A succession plan rarely fails on the day a leader leaves. It fails quietly, months earlier, in the resignation of someone you never put on the chart. The chart looked fine. The named successors were strong. Then one of your best people handed in their notice, and only later did you realise the plan itself had told them everything they needed to know about their future, and they had gone to find a better one elsewhere.
The failures you only notice in hindsight
The case for building succession on capability rather than track record we have made in full in a companion piece on succession planning for capability. This piece is the other side of the coin: not what a good succession process looks like, but what the broken ones have in common, and why they break in the same four places.

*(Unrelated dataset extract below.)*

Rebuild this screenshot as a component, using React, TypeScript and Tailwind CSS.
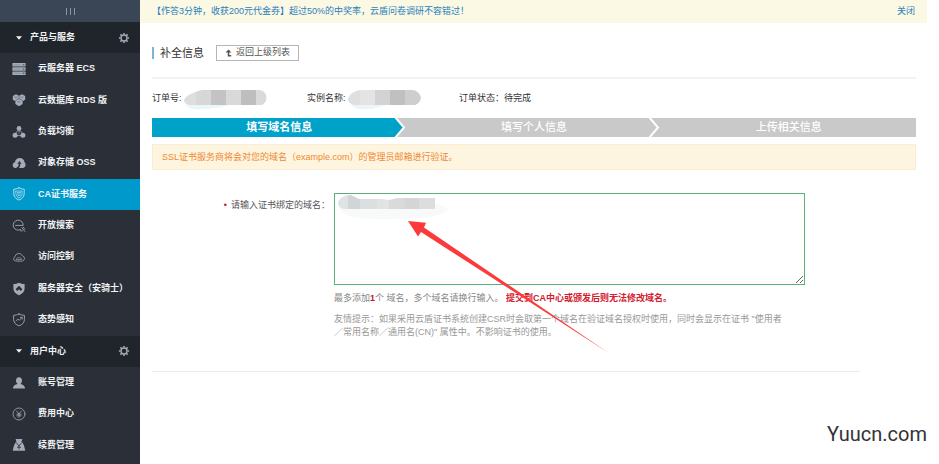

The reason these mistakes persist is that they do not announce themselves. A bad hire is visible. A failed product is visible. A succession plan that quietly disengages your strongest people produces no obvious event, just a slow leak of talent that gets attributed to the market, to pay, to ambition, to anything other than the plan. By the time the cost is legible, the people are gone.
What follows is not a comprehensive list. It is the four mistakes that, in practice, do the most damage and are hardest for a board to see in its own process. Three concern how you choose. One concerns how you behave once chosen. All four are expensive in the same currency: the people you most wanted to keep.
Mistake one: planning for the role you have, not the one you will need
The first mistake is the most natural and the most costly. You write the successor specification by looking at the person currently in the seat: what they do, the experience they have, the relationships they hold, and then you go looking for the closest match. You are, in effect, planning to clone the incumbent.
The problem is that the incumbent was selected for conditions that have already happened. The successor will lead through conditions that have not. When you specify the role by describing the last person to hold it, you optimise for continuity at exactly the moment the organisation may need adaptation. The better the outgoing leader was at the old version of the job, the more dangerous this gets, because the temptation to find their mirror image is strongest just as the role is about to change underneath you.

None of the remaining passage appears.